As relevant here, the land to the east of the right-of-way eventually came into the hands of two families: the Merwitzers and the Mosses. The Merwitzers owned the land to the east of the right-of-way obtained by FEC Railway in the P. Russo judgment. The Merwitzers acquired this land from a 1945 deed from Mr. and Ms. T.C. Hollett (the 1945 Hollett-Merwitzer deed). On September 30, 1947, the Merwitzers recorded a subdivision plat of the land, entitled "Zena Gardens." The recorded subdivision plat includes the following description:

That Louis Merwitzer and Rebecca Merwitzer his wife owners of the S.E. ¼ of the S.E. ¼ of Section 2, Township 54 South, Range 40 East, Miami, Dade County, Florida, excepting therefrom a strip of land off the westerly side which is the right of way of the Okeechobee-Miami Extension of the Florida East Coast Railway have caused to be made the attached plat entitled "Zena Gardens."
The Streets, Avenues and Terrace as shown together with all existing and future planting, trees and shrubbery there on are hereby dedicated to the perpetual use of the Public for proper purposes reserving to the said Louis Merwitzer and Rebecca Merwitzer, his wife, their heirs, successors or assigns, the reversion or reversions thereof whenever discontinued by law.

J.A. 759.

The Mosses owned land north of the Merwitzers’ land and east of the FEC Railway right-of-way.
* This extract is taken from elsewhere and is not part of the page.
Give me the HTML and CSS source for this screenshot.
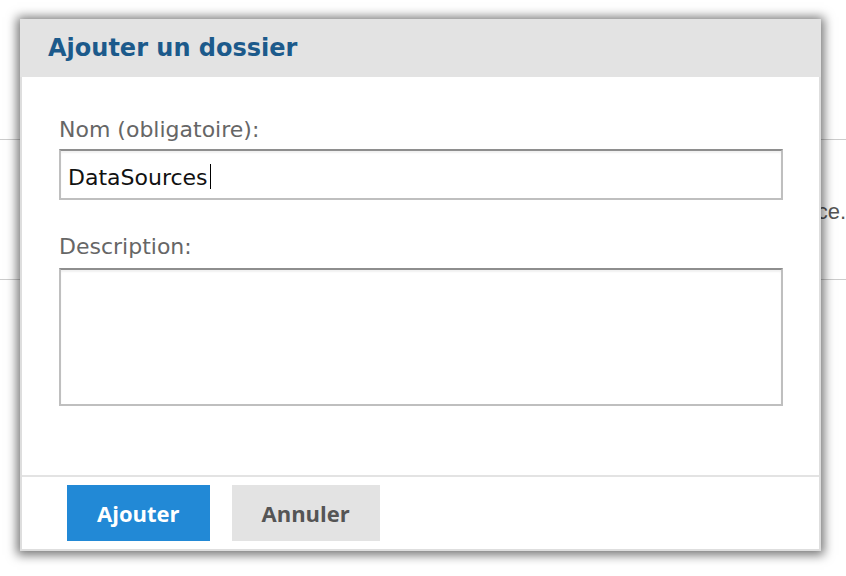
FILE: index.html
```html
<!DOCTYPE html>
<html lang="fr">
<head>
<meta charset="utf-8">
<title>Ajouter un dossier</title>
<link rel="stylesheet" href="styles.css">
</head>
<body>
<div class="page">
  <div class="page-row">
    <p class="page-text">Aucun dossier n’a encore été créé dans cet espace.</p>
  </div>
</div>

<div class="dialog" role="dialog" aria-labelledby="dlg-title">
  <div class="dialog-header">
    <h2 id="dlg-title" class="dialog-title">Ajouter un dossier</h2>
  </div>
  <div class="dialog-main">
    <div class="dialog-body">
      <div class="form-group">
        <label class="form-label">Nom (obligatoire):</label>
        <div class="field field-input"><span class="field-value">DataSources</span><span class="caret"></span></div>
      </div>
      <div class="form-group form-group-desc">
        <label class="form-label form-label-desc">Description:</label>
        <div class="field field-area"></div>
      </div>
    </div>
    <div class="dialog-footer">
      <button class="btn btn-primary" type="button">Ajouter</button>
      <button class="btn btn-secondary" type="button">Annuler</button>
    </div>
  </div>
</div>
</body>
</html>
```

FILE: styles.css
```css
html, body {
  margin: 0;
  padding: 0;
  overflow: hidden;
  background: #ffffff;
  width: 846px;
  height: 576px;
}

body {
  font-family: "DejaVu Sans", Verdana, sans-serif;
}

/* background page */
.page {
  padding-top: 139px;
}

.page-row {
  height: 139px;
  border-top: 1px solid #cccccc;
  border-bottom: 1px solid #cccccc;
  display: flex;
  align-items: center;
  justify-content: flex-end;
}

.page-text {
  margin: 4px 0 0 0;
  font-family: "Liberation Sans", Arial, sans-serif;
  font-size: 22px;
  color: #555555;
  white-space: nowrap;
}

/* dialog */
.dialog {
  position: absolute;
  left: 20px;
  top: 19px;
  width: 801px;
  height: 532px;
  display: flex;
  flex-direction: column;
  background: #ffffff;
  box-shadow: 0 1px 10px 3px rgba(0, 0, 0, 0.55);
}

.dialog-header {
  height: 58px;
  flex: 0 0 58px;
  background: #e3e3e3;
  display: flex;
  align-items: center;
  padding-left: 28px;
}

.dialog-title {
  margin: 0;
  font-family: "DejaVu Sans", Verdana, sans-serif;
  font-weight: bold;
  font-size: 24px;
  line-height: 28px;
  color: #1c5a8b;
}

.dialog-main {
  flex: 1;
  display: flex;
  flex-direction: column;
  border: 2px solid #dedede;
  border-top: none;
}

.dialog-body {
  padding: 40px 36px 69px 37px;
}

.form-group {
  display: flex;
  flex-direction: column;
}

.form-group-desc {
  margin-top: 34px;
}

.form-label {
  font-size: 22px;
  line-height: 26px;
  color: #666666;
  margin-bottom: 6px;
}

.form-label-desc {
  margin-bottom: 8px;
}

.field {
  box-sizing: border-box;
  width: 724px;
  border: 2px solid #bfbfbf;
  border-top-color: #8e8e8e;
  box-shadow: inset 0 2px 2px rgba(0, 0, 0, 0.06);
  background: #ffffff;
}

.field-input {
  height: 51px;
  display: flex;
  align-items: center;
  padding-left: 7px;
  padding-top: 5px;
  font-size: 22px;
  color: #111111;
}

.caret {
  display: inline-block;
  width: 1.5px;
  height: 25px;
  background: #000000;
  margin-left: 2px;
  margin-bottom: 1px;
}

.field-area {
  height: 138px;
}

.dialog-footer {
  border-top: 2px solid #e3e3e3;
  padding: 8px 45px;
  display: flex;
  gap: 22px;
}

.btn {
  height: 56px;
  padding: 0 30px;
  border: none;
  font-family: "Open Sans", "DejaVu Sans", sans-serif;
  font-weight: bold;
  font-size: 22px;
  cursor: pointer;
}

.btn-primary {
  background: #2289d6;
  color: #ffffff;
}

.btn-secondary {
  background: #e3e3e3;
  color: #555555;
}
```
The relevant portion of the right-of-way had been obtained by FEC Railway in the other three condemnation orders—the R.S. Stanley, W.H. Johnson, and J. Pyles judgments. The Mosses acquired this land from a 1949 deed from the Estate of Lucy Cotton (the 1949 Cotton-Moss deed). On November 3, 1949, Mr. and Ms. Moss recorded a subdivision plat of the land, entitled "Princess Park Manor." The recorded subdivision plat includes the following description:

That ERVING A. MOSS and HARRIETT E. MOSS his wife, owners of the South ½ of the N.E. ¼, South of the Canal and East of the Florida East Coast Right-of-Way, located in Sec. 2 TWP 54 South, RGE. 40 East, Dade County Florida; being the land East of the Florida East Coast Right-of-Way and between Flagler Street and the Tamiami canal and extending East to Ludlum Road, ALSO [t]he West ½ of the Northeast ¼ of the Southeast ¼ less the Florida East Coast Right-of-Way all in Sec. 2 Township 54 South RGE. 40 East, Dade County Florida, Said Florida East Coast Right-of-Way being the right-of-way of the Okeechobee Miami Extension of the Florida East Coast Railway, have caused to be made the attached Plat entitled "Princess Park Manor."
The Streets, Avenues, Roads, Terraces, Courts and Alleys as shown together with all existing and future planting, trees and shrubbery thereon are hereby dedicated to the perpetual use of the public for proper purposes, reserving the said ERVING A. MOSS and HARRIETT E. MOSS, his wife their heirs; successors or assigns, the reversion or reversions thereof whenever discontinued by law.

J.A. 757.

Between March 1977 and July 2016, Reinaldo Castillo, Nelson Menendez, and others acquired, by deed, title to parcels of land in Zena Gardens and Princess Park Manor. The deeds did not themselves specify the precise parcel boundaries but referred to the parcels by lot numbers within the subdivision plats. See , e.g. , J.A. 920 (conveying "Lot 8, in...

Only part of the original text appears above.